As an African American HIV+ woman of Trans experience I was not taught the true essence of love because of who I am. My sisters of trans experience are being murdered at the rate of one a week and, yet, it seems like no one is sounding the alarm. Even in death, my sisters are denied respect. They are called by their given names, addressed with male pronouns, and, God forbid if they have had any interactions with the penal system, their mug shots are used by media outlets and what they may have done/been accused of is used to define them.
The United States is home to forty-two states that do not even have any type of trans civil rights laws, making it legal to murder a person of trans experience who is trying to live their authentic truth.
So the question remains what is love, for us?
I once lived in one of those states that do not provide protection for women like me; however, I consider myself one of the lucky ones. I was lucky to be blessed to have encountered one of my mentors and present day supporters, Avery Wyatt, there. Avery is a Black gay man who saved my life. When I received my diagnosis in 2006, I was referred to DeKalb County Board of Health where he continues to open minds and save lives.
Avery took me under his wings and encouraged me to be better than my diagnosis. He used to say to me, “If not you, then who, and If not now, then when?”

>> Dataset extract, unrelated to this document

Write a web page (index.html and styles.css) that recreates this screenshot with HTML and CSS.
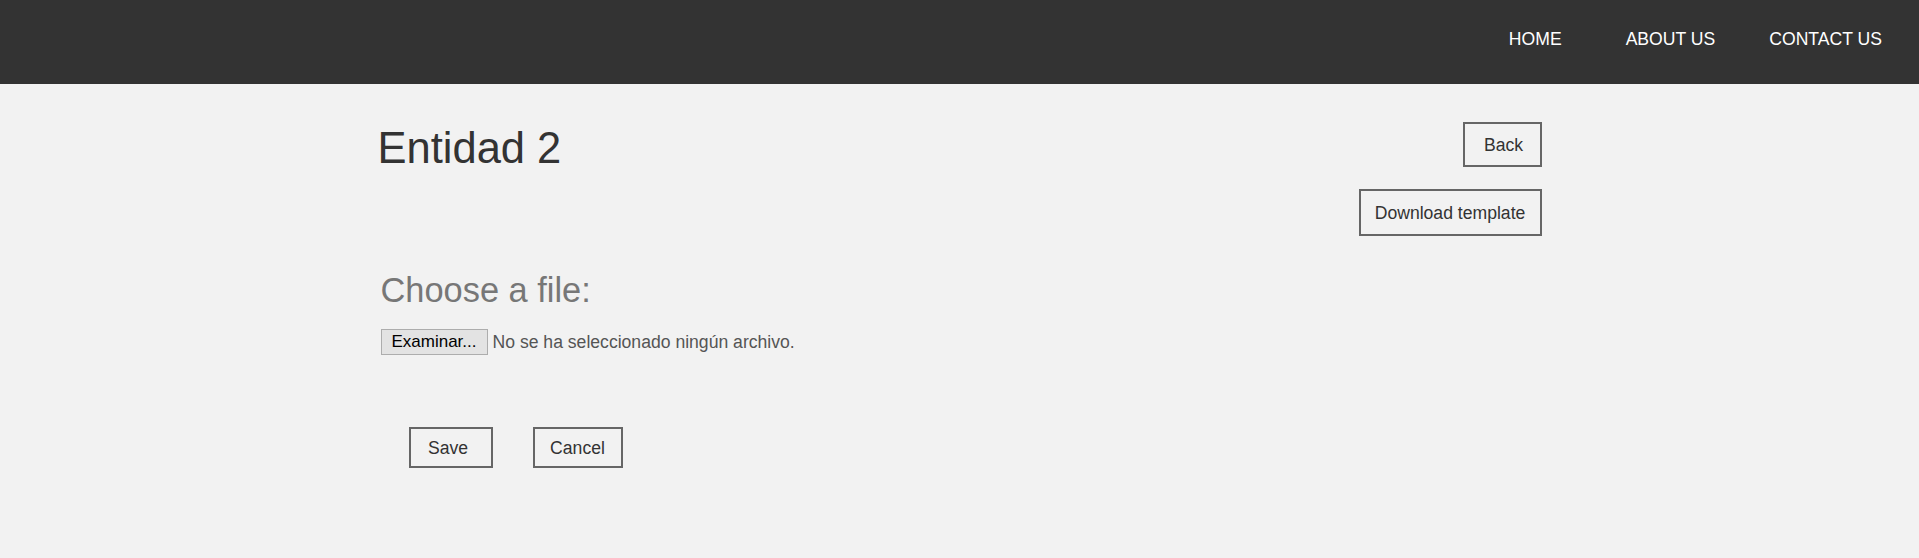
FILE: index.html
```html
<!DOCTYPE html>
<html lang="es">
<head>
<meta charset="utf-8">
<title>Entidad 2</title>
<link rel="stylesheet" href="styles.css">
</head>
<body>
<header class="site-header">
  <nav class="nav">
    <a class="nav-link nav-home" href="#">HOME</a>
    <a class="nav-link nav-about" href="#">ABOUT US</a>
    <a class="nav-link nav-contact" href="#">CONTACT US</a>
  </nav>
</header>
<main class="container">
  <div class="top-row">
    <h1 class="title">Entidad 2</h1>
    <div class="actions">
      <button class="btn btn-back">Back</button>
      <button class="btn btn-download">Download template</button>
    </div>
  </div>
  <section class="upload">
    <h2 class="upload-title">Choose a file:</h2>
    <div class="file-row">
      <button class="file-btn">Examinar...</button>
      <span class="file-name">No se ha seleccionado ningún archivo.</span>
    </div>
    <div class="form-actions">
      <button class="btn btn-save">Save</button>
      <button class="btn btn-cancel">Cancel</button>
    </div>
  </section>
</main>
</body>
</html>
```

FILE: styles.css
```css
html, body {
  margin: 0;
  padding: 0;
}
body {
  background: #f2f2f2;
  font-family: "Liberation Sans", Arial, sans-serif;
  color: #333;
}
.site-header {
  height: 84px;
  background: #333333;
  box-sizing: border-box;
}
.nav {
  display: flex;
  justify-content: flex-end;
  padding-top: 29px;
  padding-right: 37px;
}
.nav-link {
  color: #ffffff;
  text-decoration: none;
  font-size: 17.6px;
  line-height: 20px;
}
.nav-about {
  margin-left: 64px;
}
.nav-contact {
  margin-left: 54px;
}
.container {
  width: 1164px;
  margin: 0 auto;
}
.top-row {
  display: flex;
  justify-content: space-between;
  align-items: flex-start;
  padding-top: 38px;
}
.title {
  margin: 2px 0 0 0;
  font-size: 43.5px;
  line-height: 48px;
  font-weight: normal;
  color: #333;
}
.actions {
  display: flex;
  flex-direction: column;
  align-items: flex-end;
  gap: 22px;
}
.btn {
  box-sizing: border-box;
  display: flex;
  align-items: center;
  justify-content: center;
  padding: 0;
  background: transparent;
  border: 2px solid #666;
  border-radius: 0;
  color: #333;
  font-family: "Liberation Sans", Arial, sans-serif;
  font-size: 17.6px;
  line-height: 20px;
  cursor: pointer;
}
.btn-back {
  width: 79px;
  height: 45px;
  padding-left: 3px;
}
.btn-download {
  width: 183px;
  height: 47px;
}
.upload {
  padding-left: 3px;
}
.upload-title {
  margin: 35px 0 0 0;
  font-size: 34.4px;
  line-height: 38px;
  font-weight: normal;
  color: #777;
}
.file-row {
  display: flex;
  align-items: center;
  margin-top: 20px;
  height: 26px;
}
.file-btn {
  box-sizing: border-box;
  width: 107px;
  height: 26px;
  padding: 0;
  background: #e3e3e3;
  border: 1px solid #adadad;
  border-radius: 0;
  color: #000;
  font-family: "Liberation Sans", Arial, sans-serif;
  font-size: 17px;
  line-height: 20px;
}
.file-name {
  margin-left: 5px;
  color: #555;
  font-size: 17.6px;
  line-height: 20px;
}
.form-actions {
  display: flex;
  margin-top: 72px;
  padding-left: 28px;
  gap: 40px;
}
.btn-save {
  width: 84px;
  height: 41px;
  padding-right: 5px;
}
.btn-cancel {
  width: 90px;
  height: 41px;
}
```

At the time I did not understand what that meant, but now I live by those words. Because of him, I also began to understand what love could be. He was the one that explained to me that in order for me to reach my full potential I would have to leave everything that brought me comfort and to walk into the unknown. At first, I was scared but I knew what he was saying was true. I packed my belongings in 5 suitcases and purchased a one-way ticket to New York City to truly live my authentic truth unapologetically.

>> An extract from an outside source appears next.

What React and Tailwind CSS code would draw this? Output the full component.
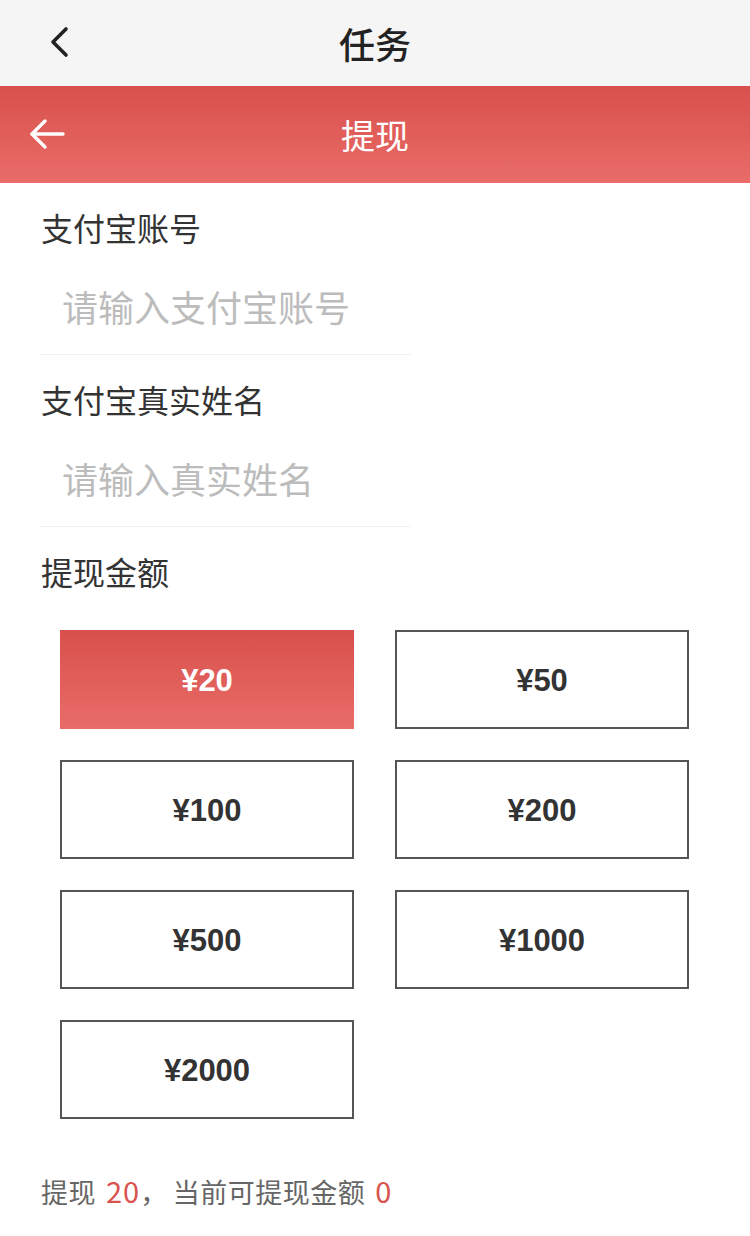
import React, { useState } from "react";

const FONT = { fontFamily: '"Noto Sans CJK SC", "Noto Sans", sans-serif' };
const AMOUNTS = [20, 50, 100, 200, 500, 1000, 2000];

function Field({ label, placeholder }) {
  return (
    <div className="w-[370px]">
      <div className="mt-[22px] h-[44px] text-[32px] leading-[44px] text-[#333]">{label}</div>
      <div className="h-[106px] pt-[35px] border-b border-[#f0f0f0]">
        <input
          placeholder={placeholder}
          className="w-full pl-[21px] h-[44px] text-[36px] leading-[44px] text-[#333] placeholder:text-[#bcbcbc] outline-none bg-transparent"
        />
      </div>
    </div>
  );
}

export default function App() {
  const [amount, setAmount] = useState(20);

  return (
    <div className="min-h-[1236px] w-[750px] bg-white" style={FONT}>
      {/* Top nav */}
      <div className="h-[86px] bg-[#f5f5f5] flex items-center relative">
        <svg className="absolute left-[48px] top-[26px]" width="22" height="32" viewBox="0 0 22 32">
          <polyline points="18,3 5,16 18,29" fill="none" stroke="#222" strokeWidth="3.6" strokeLinecap="round" strokeLinejoin="round" />
        </svg>
        <div className="flex-1 text-center text-[36px] font-medium leading-[82px] text-[#222]">任务</div>
      </div>

      {/* Red header */}
      <div className="h-[97px] bg-gradient-to-b from-[#d8504b] to-[#e96c69] flex items-center relative">
        <svg className="absolute left-[28px] top-[32px]" width="38" height="32" viewBox="0 0 38 32">
          <g fill="none" stroke="#fff" strokeWidth="3.4" strokeLinecap="round" strokeLinejoin="round">
            <line x1="4" y1="16" x2="35" y2="16" />
            <polyline points="17,3 4,16 17,29" />
          </g>
        </svg>
        <div className="flex-1 text-center text-[34px] text-white">提现</div>
      </div>

      {/* Form */}
      <div className="pl-[41px]">
        <Field label="支付宝账号" placeholder="请输入支付宝账号" />
        <Field label="支付宝真实姓名" placeholder="请输入真实姓名" />
        <div className="mt-[22px] h-[44px] text-[32px] leading-[44px] text-[#333]">提现金额</div>
      </div>

      {/* Amounts */}
      <div className="mt-[37px] ml-[60px] w-[629px] grid grid-cols-2 gap-x-[41px] gap-y-[31px]">
        {AMOUNTS.map((a) => {
          const active = a === amount;
          return (
            <button
              key={a}
              onClick={() => setAmount(a)}
              className={
                active
                  ? "h-[99px] pt-[4px] bg-gradient-to-b from-[#d8504b] to-[#e96c69] text-white font-bold text-[31px]"
                  : "h-[99px] pt-[4px] border-2 border-[#555] bg-white text-[#333] font-bold text-[31px]"
              }
              style={{ fontFamily: '"Liberation Sans", "Noto Sans CJK SC", sans-serif' }}
            >
              ¥{a}
            </button>
          );
        })}
      </div>

      {/* Footer note */}
      <div className="mt-[51px] pl-[41px] h-[40px] text-[27px] tracking-[0.5px] leading-[40px] text-[#666]">
        提现<span className="ml-[10px] text-[29px] tracking-[1px] text-[#d9534f]">{amount}</span>
        <span className="mr-[5px]">，</span>当前可提现金额
        <span className="ml-[10px] text-[29px] text-[#d9534f]">0</span>
      </div>
    </div>
  );
}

My first couple of months were the hardest, but I was destined to make it because I had given up everything I had to get to NYC. There was no turning back because I had nothing to go back to. I began to attend different groups that provided services for women like me. This is when I began to accept the concept of being loved. Some spaces were more conducive than others because when a group of people who rarely receives love or has not always experienced what it is like to be loved then how can we truly love each other. During this time, I also discovered how Community Based Organizations survived by keeping us enables on the system. Those moments showed me what systematic oppression looked liked and I was not pleased to say the least.
Once more, I had to challenge myself to become better. I begin to network with other positive women of trans experience who taught me how to first become an advocate for myself and then to my community. During some of my advocacy work I had the honor and pleasure to be introduced to JoAnne Smith the Founder and Executive Director of Girls for Gender Equity. She embraced my womanhood and did not invalidate who I was but instead has become a driving force on my journey to success. She has done more for me than I think she will ever know. She still provides me with potential career leads and offers assistance with my resumes and cover letters because she wants to see me reach my full potential.
So, I now know what love is. It has been there to pick me up when at times my given family has let me down. It has taught me how to love myself and I can now reciprocate that feeling. I have experienced love through the lens of perfect strangers whom entered my life to make me better than what I it was before they entered. It is Black love that is deeply rooted in the sense of community and I can tell myself proudly: I am loved and I have learned how to give love, as well.
Octavia Y. Lewis, MPA is an Education Specialist in Transgender Programs at the Hetrick-Martin Institute in New York City.